MBT : Nous demandons l’affectation d’un milliard d’euros, remboursable, à l’accompagnement des TPE-PME. Ces fonds permettront à ces entreprises de s’engager dans un parcours à trois étapes. D’abord, la déformation, c’est-à-dire la profonde remise en cause du modèle de l’entreprise. Puis la reconstruction d’un nouveau modèle de fonctionnement. Enfin, l’accompagnement des équipes qui peuvent rester passives dans de tels contextes. Ce milliard d’euros sera donc investi prioritairement dans la formation et le conseil. Et peut-être investi aussi pour aider à financer la création de postes en interne chargés de manager cette transition.
TB : Il y a beaucoup de dispositifs qui existent déjà pour aider à la transformation. Il y a déjà des dispositifs pour remplacer des flottes de véhicules ou pour installer des panneaux photovoltaïques sur le toit des bâtiments. Ce sont des dispositifs très concrets et mesurables à court terme. Leurs résultats peuvent facilement s’afficher dans un PowerPoint et servir à se convaincre et convaincre les autres que l’on agit pour l’environnement. Tout cela, c’est très bien. Mais passer du diesel à l’électrique, c’est déplacer le problème et non le résoudre. La question de la mobilité n’a pas été évoquée. Le travail de fond reste à réaliser. C’est précisément ce travail que notre proposition d’amendement vise à rendre possible.
Pour cela, l’accompagnement que nous appelons de nos vœux sera réalisé par des chercheurs, des universitaires, des experts.
Vos objectifs ?
TB : Nous voulons faire basculer 10 % des TPE-PME françaises. Nous espérons qu’ensuite, par effet d’entraînement, d’autres basculeront dans le dispositif.
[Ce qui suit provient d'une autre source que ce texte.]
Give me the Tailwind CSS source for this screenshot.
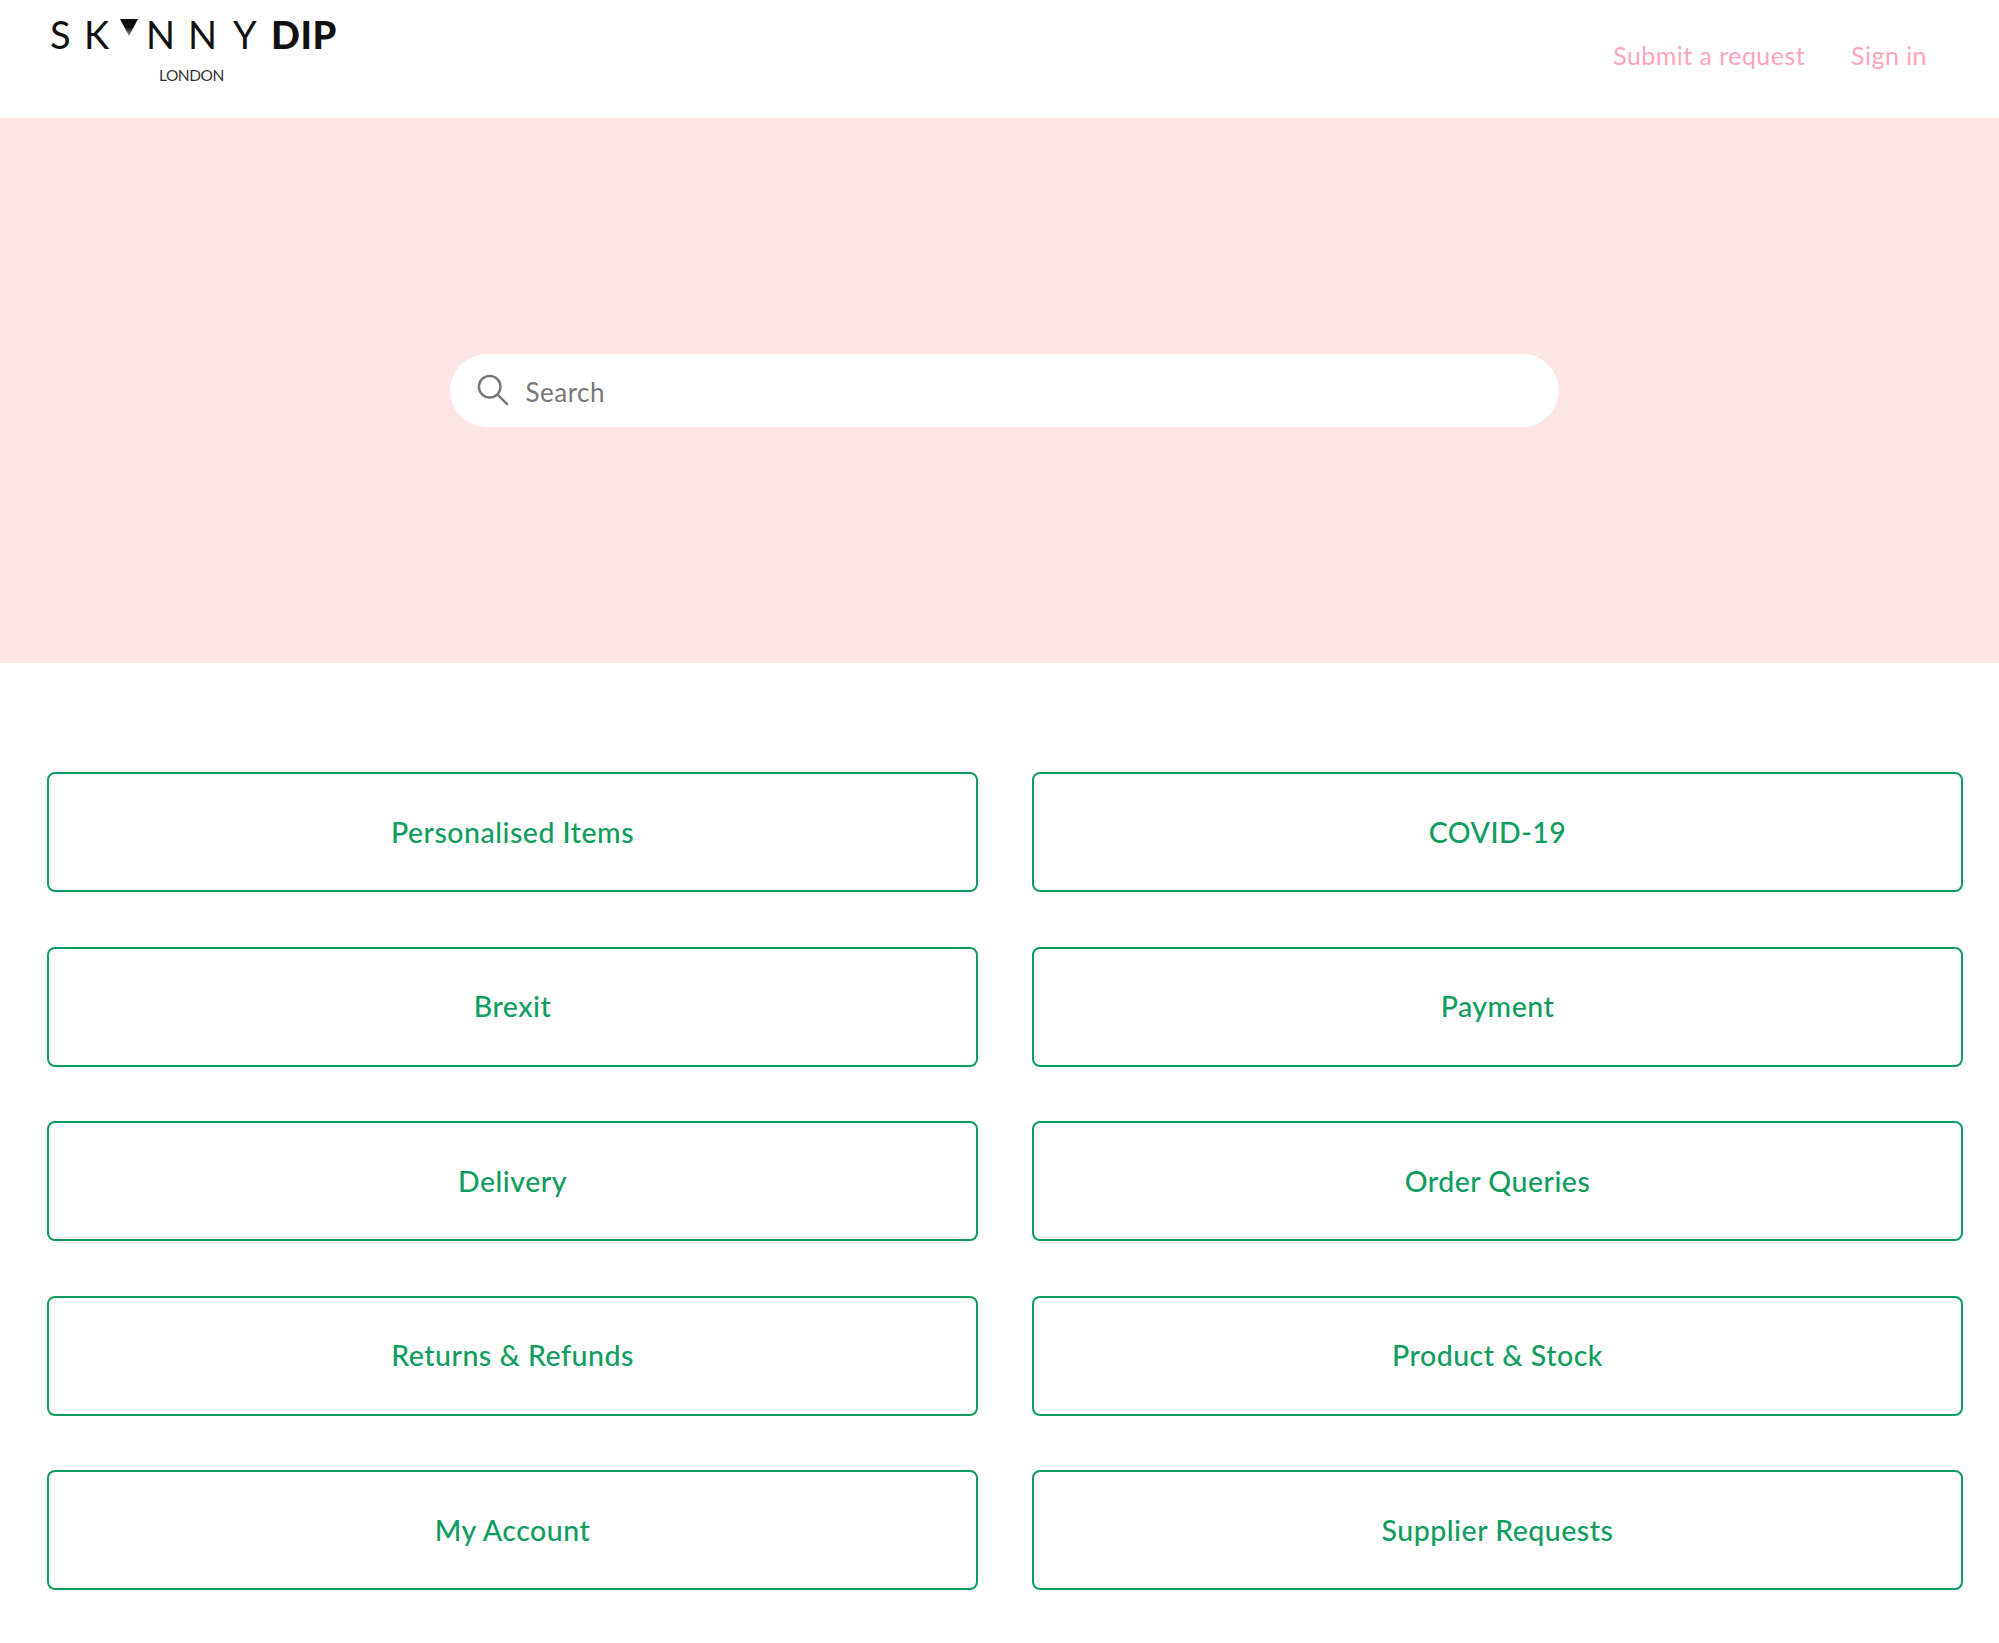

C’est un plan d’envergure, ambitieux et réalisable, car beaucoup des outils existent déjà. La seule chose qui manque, c’est le financement. Ce dispositif pourrait être porté par un fond d’investissement ad hoc rassemblant de nombreux acteurs.
Quelles réactions cette proposition a-elle rencontrées ?
MBT : Nous l’avons présentée aux députés de tous horizons : Renaissance, PS et LFI. À chaque fois, l’idée a été bien accueillie et a donné lieu à des échanges constructifs. L’amendement est porté par le député PS Dominique Potier. Quoi qu’il arrive, nous continuerons à promouvoir cette idée.